Re: [PATCH v4 4/4] powerpc: Book3S 64-bit "heavyweight" KASAN support

From: Christophe Leroy
Date: Thu Dec 19 2019 - 02:53:14 EST




On 12/19/2019 12:36 AM, Daniel Axtens wrote:
KASAN support on Book3S is a bit tricky to get right:

- It would be good to support inline instrumentation so as to be able to
catch stack issues that cannot be caught with outline mode.

- Inline instrumentation requires a fixed offset.

- Book3S runs code in real mode after booting. Most notably a lot of KVM
runs in real mode, and it would be good to be able to instrument it.

- Because code runs in real mode after boot, the offset has to point to
valid memory both in and out of real mode.

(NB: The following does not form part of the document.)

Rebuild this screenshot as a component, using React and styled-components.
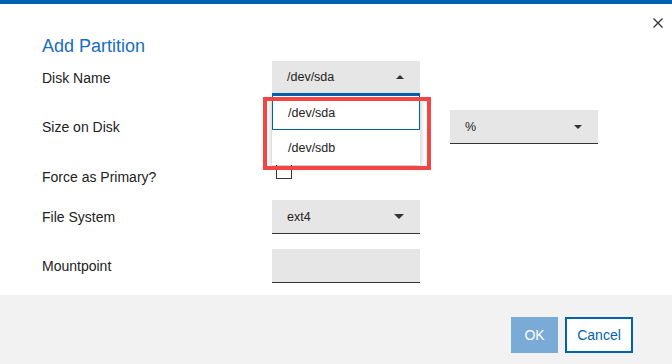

[ppc64 mm note: The kernel installs a linear mapping at effective
address c000... onward. This is a one-to-one mapping with physical
memory from 0000... onward. Because of how memory accesses work on
powerpc 64-bit Book3S, a kernel pointer in the linear map accesses the
same memory both with translations on (accessing as an 'effective
address'), and with translations off (accessing as a 'real
address'). This works in both guests and the hypervisor. For more
details, see s5.7 of Book III of version 3 of the ISA, in particular
the Storage Control Overview, s5.7.3, and s5.7.5 - noting that this
KASAN implementation currently only supports Radix.]

One approach is just to give up on inline instrumentation. This way all
checks can be delayed until after everything set is up correctly, and the
address-to-shadow calculations can be overridden. However, the features and
speed boost provided by inline instrumentation are worth trying to do
better.

If _at compile time_ it is known how much contiguous physical memory a
system has, the top 1/8th of the first block of physical memory can be set
aside for the shadow. This is a big hammer and comes with 3 big
consequences:

- there's no nice way to handle physically discontiguous memory, so only
the first physical memory block can be used.

- kernels will simply fail to boot on machines with less memory than
specified when compiling.

- kernels running on machines with more memory than specified when
compiling will simply ignore the extra memory.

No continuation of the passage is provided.